In January 1980, Max Olorunda, an accountant born in Nigeria, was killed by an incendiary bomb planted by the IRA aboard a train travelling from Ballymena to Belfast when it detonated prematurely in Dunmurry. His daughter Jayne published a book 'Legacy' in 2013 detailing the impact this had on her and her family.

Lillian Seenoi-Barr was the first Black councillor and the first Black politician in Northern Ireland when she was selected for an SDLP seat for Foyleside, Derry City Council in 2021. She has Kenyan heritage and lived in Northern Ireland for over a decade before her election.

==Asian==
===Chinese===
The first ethnic minority to arrive in significant numbers was the people of Chinese origin. There were 3,329 people speaking Chinese as their main language in 2021.

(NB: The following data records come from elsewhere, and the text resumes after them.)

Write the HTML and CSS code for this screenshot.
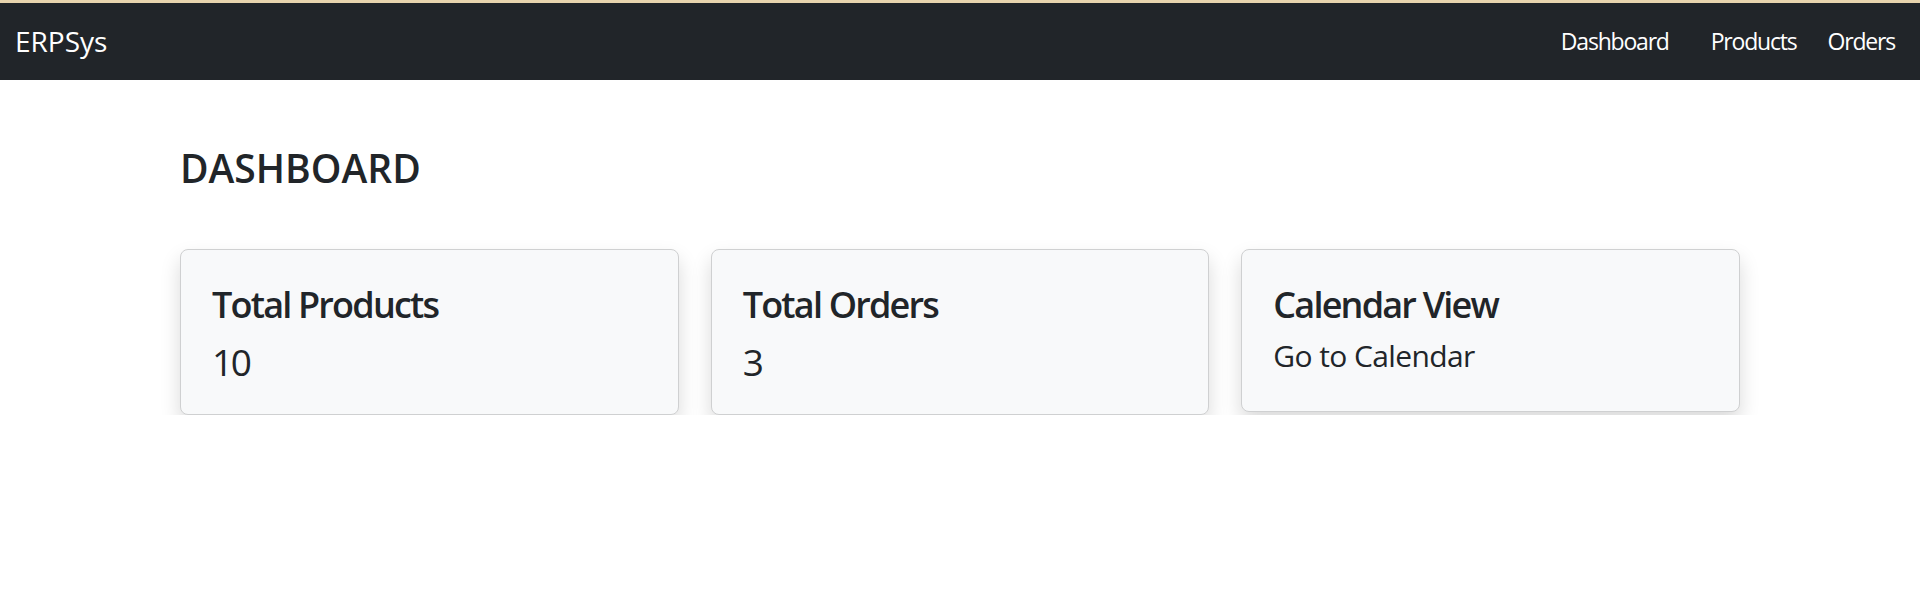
FILE: index.html
```html
<!DOCTYPE html>
<html lang="en">
<head>
<meta charset="utf-8">
<title>ERPSys</title>
<link rel="stylesheet" href="styles.css">
</head>
<body>
<div class="topline"></div>
<nav class="navbar">
  <a class="brand" href="#">ERPSys</a>
  <ul class="nav">
    <li><a class="nav-link nav-dashboard" href="#">Dashboard</a></li>
    <li><a class="nav-link nav-products" href="#">Products</a></li>
    <li><a class="nav-link nav-orders" href="#">Orders</a></li>
  </ul>
</nav>
<main class="container">
  <h2 class="page-title">DASHBOARD</h2>
  <div class="cards">
    <div class="card">
      <h5 class="card-title">Total Products</h5>
      <p class="card-value">10</p>
    </div>
    <div class="card">
      <h5 class="card-title">Total Orders</h5>
      <p class="card-value">3</p>
    </div>
    <div class="card">
      <h5 class="card-title">Calendar View</h5>
      <a class="card-link" href="#">Go to Calendar</a>
    </div>
  </div>
</main>
</body>
</html>
```

FILE: styles.css
```css
* {
  box-sizing: border-box;
}

body {
  margin: 0;
  font-family: "Open Sans", "Noto Sans", sans-serif;
  color: #212529;
  background: #ffffff;
}

.topline {
  height: 3px;
  background: #e8d4ae;
}

.navbar {
  height: 77px;
  background: #212529;
  display: flex;
  align-items: center;
  justify-content: space-between;
  padding: 0 25px 0 15px;
}

.brand {
  color: #ffffff;
  text-decoration: none;
  font-size: 28px;
  line-height: 1.2;
  letter-spacing: 0;
}

.nav {
  list-style: none;
  margin: 0;
  padding: 0;
  display: flex;
  align-items: center;
}

.nav-link {
  color: #ffffff;
  text-decoration: none;
  font-size: 23px;
  line-height: 1.2;
  letter-spacing: -1.2px;
}

.nav-products {
  margin-left: 42px;
  display: inline-block;
}

.nav-orders {
  margin-left: 31px;
  display: inline-block;
}

.container {
  width: 1560px;
  margin: 0 auto;
}

.page-title {
  margin: 64px 0 0;
  font-size: 39px;
  line-height: 47px;
  font-weight: 600;
  letter-spacing: 0;
}

.cards {
  margin-top: 58px;
  display: grid;
  grid-template-columns: repeat(3, 1fr);
  gap: 32px;
  align-items: start;
}

.card {
  background: #f8f9fa;
  border: 1px solid #cfd0d1;
  border-radius: 8px;
  box-shadow: 0 10px 20px rgba(0, 0, 0, 0.15);
  padding: 33px 31px 29px;
}

.card-title {
  margin: 0 0 12px;
  font-size: 36px;
  line-height: 43px;
  font-weight: 600;
  letter-spacing: -1.8px;
}

.card-value {
  margin: 0;
  font-size: 37px;
  line-height: 47px;
  letter-spacing: -2.5px;
}

.card-link {
  display: block;
  color: #212529;
  text-decoration: none;
  font-size: 30px;
  line-height: 35px;
  padding-bottom: 9px;
  letter-spacing: -0.6px;
}
```
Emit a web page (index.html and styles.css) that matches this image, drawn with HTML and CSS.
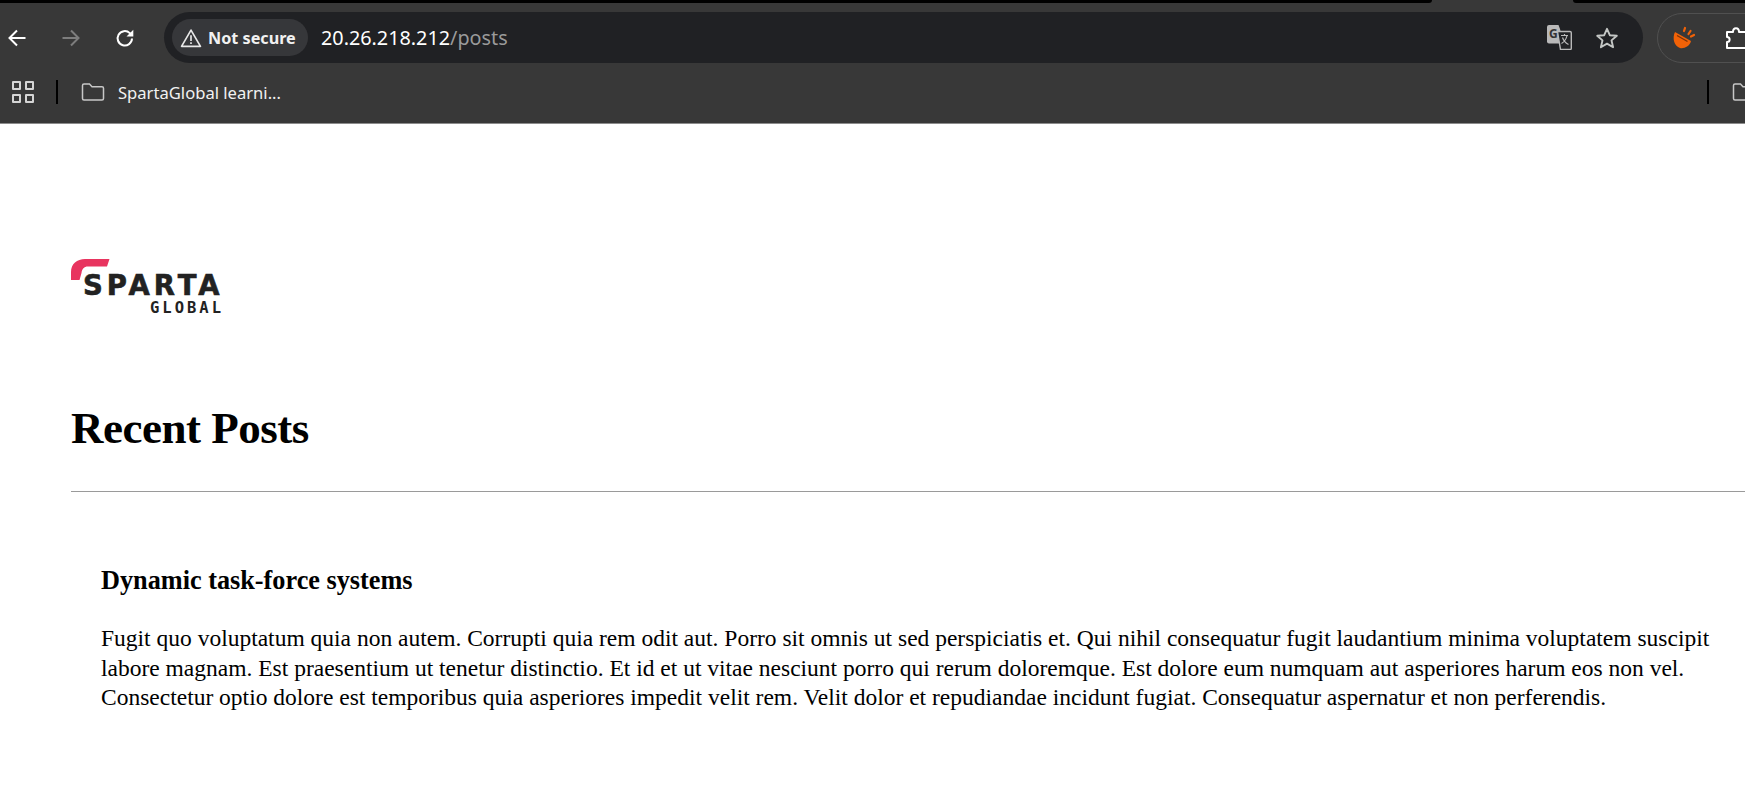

A period of time in the 1960s occurred when the first Chinese immigrants to Northern Ireland were able to settle in the country. Chinese restaurants are without a doubt the most prevalent non-native restaurant genre in Northern Ireland, as many of the original immigrants set up a food outlet in order to support their families in the region.

According to the Chinese embassy there are nearly 10,000 overseas Chinese residents in Northern Ireland, as of 2007. This figure may or may not include people of Chinese origin from elsewhere than China.

===South Asian===
Apart from the minority groups from Asia, most came from Commonwealth countries such as India and Pakistan. This immigration has led to the building of Belfast Islamic Centre and also a Hindu Temple to cater for spiritual needs of Hindu people. There is also an Asian supermarket on the Ormeau Road in Belfast. Most South Asians live in Central and Southern Belfast, in areas such as Ballynafeigh and Shaftesbury.

==European==
===Portuguese===
As of 2022, there are over 5,000 Portuguese speakers in Northern Ireland. This wave has been more recent, having started in the 1990s. Northern Ireland's lusophone population is located primarily in Dungannon, County Tyrone (where many work in the Moy Park factory) and Portadown, County Armagh.

===Polish===
As of 2021, there are more than 22,300 Polish people living in Northern Ireland. A report showed that in a 2007 Police Service of Northern Ireland's recruitment drive, nearly 1,000 Polish people applied to become officers.

==Notable people==
There are a number of well known people from Northern Ireland who are from an ethnic minority background. Chaim Herzog, President of Israel from 1983 to 1993, was born in Belfast. Others include Andre Shoukri, a convicted UDA terrorist whose father is from Egypt, the Liberal Democrat politician Lembit Opik, who is of Estonian parentage, and Alliance Party politician Anna Lo was born in North Point, British Hong Kong to Cantonese Chinese parents, and moved to Northern Ireland in 1974. Freddie Scappaticci and Angelo Fusco were two IRA members of Italian ancestry.